Katholische Schwangerschaftsberatung davasında verilen Hukuk Sözcüsü görüşü, din ve inanca dayalı mesleki gerekliliklerin sınırlarını yeniden gündeme taşımıştır. Bu bağlamda, Egenberger kararında temelleri atılan (ve IR kararı ile daha ileriye taşınan) mesleki gereklilikler ile din ve inanç özgürlüğü arasındaki denge testinin somutlaştırılması yönünde güçlü bir yaklaşım öne sürülmüştür.
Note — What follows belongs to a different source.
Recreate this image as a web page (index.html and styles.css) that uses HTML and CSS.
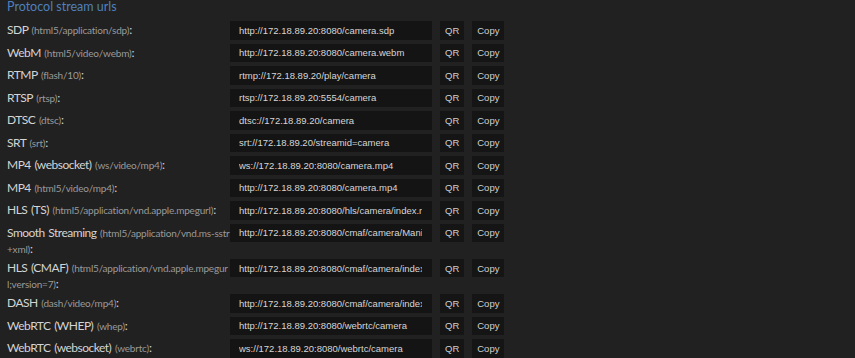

Hukuk Sözcüsü görüşü, kiliselerin özerklik hakkı ile çalışanların ayrımcılığa uğramama hakkı arasındaki gerilimi dengelemek amacıyla “gerçek, meşru ve haklı” kriterlerinin dar yorumlanması gerektiğini bir kez daha vurgulamış gibi görünmektedir. Somut olay üzerinden hareketle, mesleki gerekliliklerde “gerçeklik” kriterinin yokluğu, bu kriterin kiliselerin statüsü çerçevesinde ele alınması ve bunun sonuçları ortaya koyulmuştur. Bu yaklaşım, dini kurumların özerklik haklarını korurken, çalışanların temel haklarını ihlal etmemelerini sağlayan denetim mekanizmasının güçlendirilmesi açısından önem taşımaktadır.

Sonuç olarak, ABAD, Hukuk Sözcüsü görüşünü takip ederse (ki Hukuk Sözcüsü görüşleri ABAD kararları açısından bağlayıcı değildir) bunun pratikte potansiyel bir çıktısının olacağı da düşünülebilir. Nitekim, bir AB Hukuku kavramı daha net bir şekilde yorumlanmış olacaktır. Çerçeve İstihdam Direktifinde yer alan “gerçek meşru ve haklı mesleki gereklilik” ifadesinin daha açık bir şekilde ortaya koyulması, hukuki açıdan netlik yaratacak ve içtihat hukukunu zenginleştirecektir. Bununla birlikte, unutulmamalıdır ki ABAD önüne gelen her bir olay kendine özgü olup tekrar ve dikkatle inceleme yapmayı gerektirecektir.